→ WHAT IS EXPECTED:
Begin with the line that contains "Emit a component" and end with the line that contains "const Help = ()", transcribing exactly each line in that stretch and no other.

[Dataset records]
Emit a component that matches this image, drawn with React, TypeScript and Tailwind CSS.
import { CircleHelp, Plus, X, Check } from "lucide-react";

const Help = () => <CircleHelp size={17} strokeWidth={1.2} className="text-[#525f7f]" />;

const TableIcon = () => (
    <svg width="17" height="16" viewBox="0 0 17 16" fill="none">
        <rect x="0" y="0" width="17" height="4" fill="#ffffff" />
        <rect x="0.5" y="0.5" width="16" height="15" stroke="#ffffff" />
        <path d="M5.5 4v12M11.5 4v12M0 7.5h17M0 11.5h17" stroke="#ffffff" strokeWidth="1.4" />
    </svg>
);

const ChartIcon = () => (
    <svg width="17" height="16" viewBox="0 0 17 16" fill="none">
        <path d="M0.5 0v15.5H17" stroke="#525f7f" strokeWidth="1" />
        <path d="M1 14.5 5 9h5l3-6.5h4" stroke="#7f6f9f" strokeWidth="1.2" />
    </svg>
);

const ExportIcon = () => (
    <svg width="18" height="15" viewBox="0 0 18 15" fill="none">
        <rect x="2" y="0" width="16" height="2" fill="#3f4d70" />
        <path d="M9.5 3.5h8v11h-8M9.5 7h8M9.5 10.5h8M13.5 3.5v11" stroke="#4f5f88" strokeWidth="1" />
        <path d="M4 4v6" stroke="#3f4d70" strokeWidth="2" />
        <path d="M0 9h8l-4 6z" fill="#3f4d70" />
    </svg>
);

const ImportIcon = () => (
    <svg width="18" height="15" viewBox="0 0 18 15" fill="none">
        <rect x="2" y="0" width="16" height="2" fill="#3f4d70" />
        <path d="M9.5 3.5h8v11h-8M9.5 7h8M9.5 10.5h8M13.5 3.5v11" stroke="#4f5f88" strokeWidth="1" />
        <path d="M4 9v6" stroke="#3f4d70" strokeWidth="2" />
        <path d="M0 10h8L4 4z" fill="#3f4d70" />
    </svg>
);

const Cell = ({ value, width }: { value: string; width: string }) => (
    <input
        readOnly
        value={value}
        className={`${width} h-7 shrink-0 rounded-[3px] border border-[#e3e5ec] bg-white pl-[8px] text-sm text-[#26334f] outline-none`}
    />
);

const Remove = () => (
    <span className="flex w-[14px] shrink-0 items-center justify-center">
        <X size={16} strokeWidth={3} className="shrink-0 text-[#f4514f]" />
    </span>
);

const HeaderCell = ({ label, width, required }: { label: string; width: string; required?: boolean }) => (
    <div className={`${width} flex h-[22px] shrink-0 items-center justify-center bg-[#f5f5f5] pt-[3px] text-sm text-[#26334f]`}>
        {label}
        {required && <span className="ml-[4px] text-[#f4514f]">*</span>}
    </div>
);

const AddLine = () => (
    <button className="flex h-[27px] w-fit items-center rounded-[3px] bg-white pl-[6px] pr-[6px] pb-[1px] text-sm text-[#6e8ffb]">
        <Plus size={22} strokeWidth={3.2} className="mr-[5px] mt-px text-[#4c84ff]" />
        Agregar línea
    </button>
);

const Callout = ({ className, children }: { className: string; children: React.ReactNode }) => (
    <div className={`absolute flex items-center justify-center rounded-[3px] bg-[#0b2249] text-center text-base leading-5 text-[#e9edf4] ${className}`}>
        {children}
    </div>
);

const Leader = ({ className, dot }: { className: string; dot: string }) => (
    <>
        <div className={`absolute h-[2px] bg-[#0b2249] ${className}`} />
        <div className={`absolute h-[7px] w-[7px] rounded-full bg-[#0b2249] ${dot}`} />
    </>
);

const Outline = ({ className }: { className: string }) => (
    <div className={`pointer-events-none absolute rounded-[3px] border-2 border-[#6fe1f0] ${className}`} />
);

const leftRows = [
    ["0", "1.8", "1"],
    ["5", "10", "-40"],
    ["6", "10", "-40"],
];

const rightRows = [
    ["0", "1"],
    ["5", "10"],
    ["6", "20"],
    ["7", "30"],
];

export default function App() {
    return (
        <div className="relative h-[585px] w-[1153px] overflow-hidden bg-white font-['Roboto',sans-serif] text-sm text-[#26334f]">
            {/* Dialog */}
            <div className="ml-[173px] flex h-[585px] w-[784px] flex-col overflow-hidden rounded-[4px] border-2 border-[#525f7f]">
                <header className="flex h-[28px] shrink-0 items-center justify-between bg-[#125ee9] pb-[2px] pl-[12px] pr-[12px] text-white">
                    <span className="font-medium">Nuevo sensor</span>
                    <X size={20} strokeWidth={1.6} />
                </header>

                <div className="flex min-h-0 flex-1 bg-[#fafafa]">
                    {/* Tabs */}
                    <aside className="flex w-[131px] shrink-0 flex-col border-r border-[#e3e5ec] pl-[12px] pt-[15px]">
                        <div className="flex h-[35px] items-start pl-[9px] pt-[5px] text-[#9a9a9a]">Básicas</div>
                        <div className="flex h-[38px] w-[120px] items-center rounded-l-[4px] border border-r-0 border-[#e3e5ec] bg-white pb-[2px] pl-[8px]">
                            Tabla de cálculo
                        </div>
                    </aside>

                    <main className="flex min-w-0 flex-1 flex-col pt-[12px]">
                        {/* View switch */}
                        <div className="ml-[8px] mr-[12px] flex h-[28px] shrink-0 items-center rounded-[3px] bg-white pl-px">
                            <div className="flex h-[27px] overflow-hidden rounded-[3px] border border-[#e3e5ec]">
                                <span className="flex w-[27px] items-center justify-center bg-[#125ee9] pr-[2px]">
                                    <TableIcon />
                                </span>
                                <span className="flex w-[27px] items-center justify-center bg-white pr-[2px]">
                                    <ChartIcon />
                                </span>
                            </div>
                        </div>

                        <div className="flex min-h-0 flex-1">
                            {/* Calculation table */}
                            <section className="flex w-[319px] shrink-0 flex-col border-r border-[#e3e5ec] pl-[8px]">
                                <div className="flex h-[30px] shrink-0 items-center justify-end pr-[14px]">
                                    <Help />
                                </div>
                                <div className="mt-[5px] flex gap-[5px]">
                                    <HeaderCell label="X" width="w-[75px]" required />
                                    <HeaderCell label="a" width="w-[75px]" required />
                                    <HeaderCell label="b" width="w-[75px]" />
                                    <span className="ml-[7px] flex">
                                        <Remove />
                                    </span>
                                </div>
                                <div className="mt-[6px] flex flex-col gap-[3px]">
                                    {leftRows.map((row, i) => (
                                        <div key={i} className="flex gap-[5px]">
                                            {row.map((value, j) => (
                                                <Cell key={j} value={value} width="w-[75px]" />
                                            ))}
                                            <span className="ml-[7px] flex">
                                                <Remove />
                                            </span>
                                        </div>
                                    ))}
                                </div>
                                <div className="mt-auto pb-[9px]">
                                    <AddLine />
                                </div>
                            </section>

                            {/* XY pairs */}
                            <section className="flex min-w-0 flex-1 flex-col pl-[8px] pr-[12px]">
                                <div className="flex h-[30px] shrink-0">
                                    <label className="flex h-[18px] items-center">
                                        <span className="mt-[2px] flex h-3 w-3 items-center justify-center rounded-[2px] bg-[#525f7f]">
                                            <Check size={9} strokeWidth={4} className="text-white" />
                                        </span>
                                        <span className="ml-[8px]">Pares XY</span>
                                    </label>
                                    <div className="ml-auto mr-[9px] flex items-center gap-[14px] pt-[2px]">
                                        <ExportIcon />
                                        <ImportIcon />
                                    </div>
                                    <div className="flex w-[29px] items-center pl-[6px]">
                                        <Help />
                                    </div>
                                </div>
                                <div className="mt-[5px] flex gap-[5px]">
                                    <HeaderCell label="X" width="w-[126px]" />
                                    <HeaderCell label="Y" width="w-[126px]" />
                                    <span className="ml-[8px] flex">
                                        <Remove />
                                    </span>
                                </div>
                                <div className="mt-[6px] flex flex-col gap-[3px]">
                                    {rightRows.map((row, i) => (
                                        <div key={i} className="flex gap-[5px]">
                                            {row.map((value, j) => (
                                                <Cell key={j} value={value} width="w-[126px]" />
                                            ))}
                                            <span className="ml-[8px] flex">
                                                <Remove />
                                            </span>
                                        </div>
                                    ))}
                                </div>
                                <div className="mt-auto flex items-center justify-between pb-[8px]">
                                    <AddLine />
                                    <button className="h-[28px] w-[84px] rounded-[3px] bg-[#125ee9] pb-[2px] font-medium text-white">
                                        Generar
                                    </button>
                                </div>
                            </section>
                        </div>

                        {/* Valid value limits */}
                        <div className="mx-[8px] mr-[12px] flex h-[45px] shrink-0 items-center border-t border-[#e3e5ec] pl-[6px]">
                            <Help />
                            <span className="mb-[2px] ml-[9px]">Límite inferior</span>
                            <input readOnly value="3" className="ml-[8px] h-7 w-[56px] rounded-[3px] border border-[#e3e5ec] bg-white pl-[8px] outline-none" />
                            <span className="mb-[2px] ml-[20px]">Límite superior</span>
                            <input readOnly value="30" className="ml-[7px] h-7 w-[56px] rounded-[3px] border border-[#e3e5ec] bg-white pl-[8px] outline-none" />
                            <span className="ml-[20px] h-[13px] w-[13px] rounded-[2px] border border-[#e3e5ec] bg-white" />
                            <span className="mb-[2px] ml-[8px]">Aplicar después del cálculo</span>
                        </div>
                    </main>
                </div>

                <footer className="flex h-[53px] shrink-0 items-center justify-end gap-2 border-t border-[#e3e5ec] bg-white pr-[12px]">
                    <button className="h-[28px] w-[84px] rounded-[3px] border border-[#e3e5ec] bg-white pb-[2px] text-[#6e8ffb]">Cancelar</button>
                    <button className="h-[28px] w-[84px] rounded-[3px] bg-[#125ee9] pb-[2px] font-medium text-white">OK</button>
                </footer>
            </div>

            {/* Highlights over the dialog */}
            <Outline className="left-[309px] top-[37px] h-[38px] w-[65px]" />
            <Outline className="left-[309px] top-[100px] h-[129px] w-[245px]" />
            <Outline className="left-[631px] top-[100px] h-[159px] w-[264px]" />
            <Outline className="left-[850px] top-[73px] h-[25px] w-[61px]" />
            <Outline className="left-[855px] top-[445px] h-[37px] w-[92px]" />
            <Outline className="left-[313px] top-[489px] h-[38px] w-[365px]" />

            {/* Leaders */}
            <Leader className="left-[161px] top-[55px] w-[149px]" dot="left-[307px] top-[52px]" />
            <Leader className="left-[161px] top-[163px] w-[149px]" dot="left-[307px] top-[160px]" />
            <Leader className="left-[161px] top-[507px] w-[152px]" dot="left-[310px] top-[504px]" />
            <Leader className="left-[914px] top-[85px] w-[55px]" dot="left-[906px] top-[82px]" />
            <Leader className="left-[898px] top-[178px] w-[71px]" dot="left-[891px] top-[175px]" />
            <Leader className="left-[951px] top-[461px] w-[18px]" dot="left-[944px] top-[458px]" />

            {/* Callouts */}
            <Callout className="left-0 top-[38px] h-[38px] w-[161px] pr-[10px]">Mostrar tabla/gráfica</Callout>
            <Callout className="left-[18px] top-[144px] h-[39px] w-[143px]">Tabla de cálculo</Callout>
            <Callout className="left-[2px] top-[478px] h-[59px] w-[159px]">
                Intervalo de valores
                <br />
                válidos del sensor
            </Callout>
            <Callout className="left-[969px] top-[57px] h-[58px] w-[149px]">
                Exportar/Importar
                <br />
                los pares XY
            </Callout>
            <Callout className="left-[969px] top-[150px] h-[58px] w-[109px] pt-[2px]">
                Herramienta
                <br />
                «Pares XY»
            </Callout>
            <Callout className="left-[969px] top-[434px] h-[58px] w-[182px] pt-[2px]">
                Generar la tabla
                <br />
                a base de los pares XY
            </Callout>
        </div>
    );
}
==
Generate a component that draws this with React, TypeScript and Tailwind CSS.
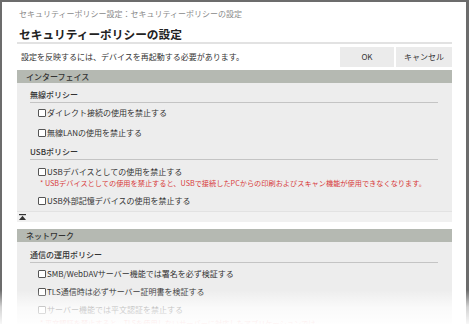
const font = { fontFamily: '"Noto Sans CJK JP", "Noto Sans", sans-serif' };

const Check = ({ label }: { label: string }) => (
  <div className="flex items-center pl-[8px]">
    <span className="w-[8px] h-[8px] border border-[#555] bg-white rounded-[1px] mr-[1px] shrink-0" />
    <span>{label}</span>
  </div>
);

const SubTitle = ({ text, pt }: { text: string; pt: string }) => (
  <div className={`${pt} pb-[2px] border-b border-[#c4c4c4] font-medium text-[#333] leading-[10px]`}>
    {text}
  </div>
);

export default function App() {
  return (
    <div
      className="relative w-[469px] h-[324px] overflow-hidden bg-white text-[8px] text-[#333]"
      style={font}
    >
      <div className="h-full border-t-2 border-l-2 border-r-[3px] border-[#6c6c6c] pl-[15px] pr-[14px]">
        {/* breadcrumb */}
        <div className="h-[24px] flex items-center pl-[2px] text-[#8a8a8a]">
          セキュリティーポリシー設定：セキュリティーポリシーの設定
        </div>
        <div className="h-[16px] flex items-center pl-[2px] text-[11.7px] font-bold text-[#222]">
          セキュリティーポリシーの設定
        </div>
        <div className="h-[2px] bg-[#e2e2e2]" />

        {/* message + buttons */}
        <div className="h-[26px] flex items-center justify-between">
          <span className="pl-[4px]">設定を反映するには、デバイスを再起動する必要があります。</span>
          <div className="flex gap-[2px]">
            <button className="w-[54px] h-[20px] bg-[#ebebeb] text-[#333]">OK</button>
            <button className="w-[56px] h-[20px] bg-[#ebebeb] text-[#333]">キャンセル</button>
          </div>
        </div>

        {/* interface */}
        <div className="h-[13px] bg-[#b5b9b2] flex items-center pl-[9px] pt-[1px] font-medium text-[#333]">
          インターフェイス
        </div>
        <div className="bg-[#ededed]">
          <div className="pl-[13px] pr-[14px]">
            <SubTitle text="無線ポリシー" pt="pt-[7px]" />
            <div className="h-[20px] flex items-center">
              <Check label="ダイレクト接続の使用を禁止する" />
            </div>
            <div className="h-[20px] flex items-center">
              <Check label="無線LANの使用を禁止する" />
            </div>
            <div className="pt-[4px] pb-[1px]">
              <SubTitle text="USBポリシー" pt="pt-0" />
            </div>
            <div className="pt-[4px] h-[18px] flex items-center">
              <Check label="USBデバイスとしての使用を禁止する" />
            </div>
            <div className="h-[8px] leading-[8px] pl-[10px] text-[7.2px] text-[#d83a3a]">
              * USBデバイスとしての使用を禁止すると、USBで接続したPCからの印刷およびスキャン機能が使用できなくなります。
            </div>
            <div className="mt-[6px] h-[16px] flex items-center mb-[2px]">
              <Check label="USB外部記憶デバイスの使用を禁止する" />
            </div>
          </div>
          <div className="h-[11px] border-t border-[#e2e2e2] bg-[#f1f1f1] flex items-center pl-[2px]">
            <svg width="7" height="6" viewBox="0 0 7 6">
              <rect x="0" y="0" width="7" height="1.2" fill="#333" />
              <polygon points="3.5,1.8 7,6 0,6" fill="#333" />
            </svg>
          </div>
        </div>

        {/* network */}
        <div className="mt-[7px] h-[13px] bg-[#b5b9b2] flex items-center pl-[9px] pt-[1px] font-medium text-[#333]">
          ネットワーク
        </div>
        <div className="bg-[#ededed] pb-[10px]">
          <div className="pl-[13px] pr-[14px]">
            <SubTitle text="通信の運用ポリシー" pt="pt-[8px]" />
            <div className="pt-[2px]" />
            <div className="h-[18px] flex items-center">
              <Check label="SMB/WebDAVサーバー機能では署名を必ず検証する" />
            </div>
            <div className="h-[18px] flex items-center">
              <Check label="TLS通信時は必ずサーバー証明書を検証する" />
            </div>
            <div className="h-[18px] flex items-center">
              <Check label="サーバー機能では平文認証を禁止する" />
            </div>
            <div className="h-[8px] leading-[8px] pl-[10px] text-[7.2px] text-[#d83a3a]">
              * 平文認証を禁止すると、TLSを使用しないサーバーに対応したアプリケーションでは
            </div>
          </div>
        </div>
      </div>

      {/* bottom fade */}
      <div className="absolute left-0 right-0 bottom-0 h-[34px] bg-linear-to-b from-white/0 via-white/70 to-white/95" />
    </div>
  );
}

→ EXERCISE RESPONSE:
Emit a component that matches this image, drawn with React, TypeScript and Tailwind CSS.
import { CircleHelp, Plus, X, Check } from "lucide-react";

const Help = () => <CircleHelp size={17} strokeWidth={1.2} className="text-[#525f7f]" />;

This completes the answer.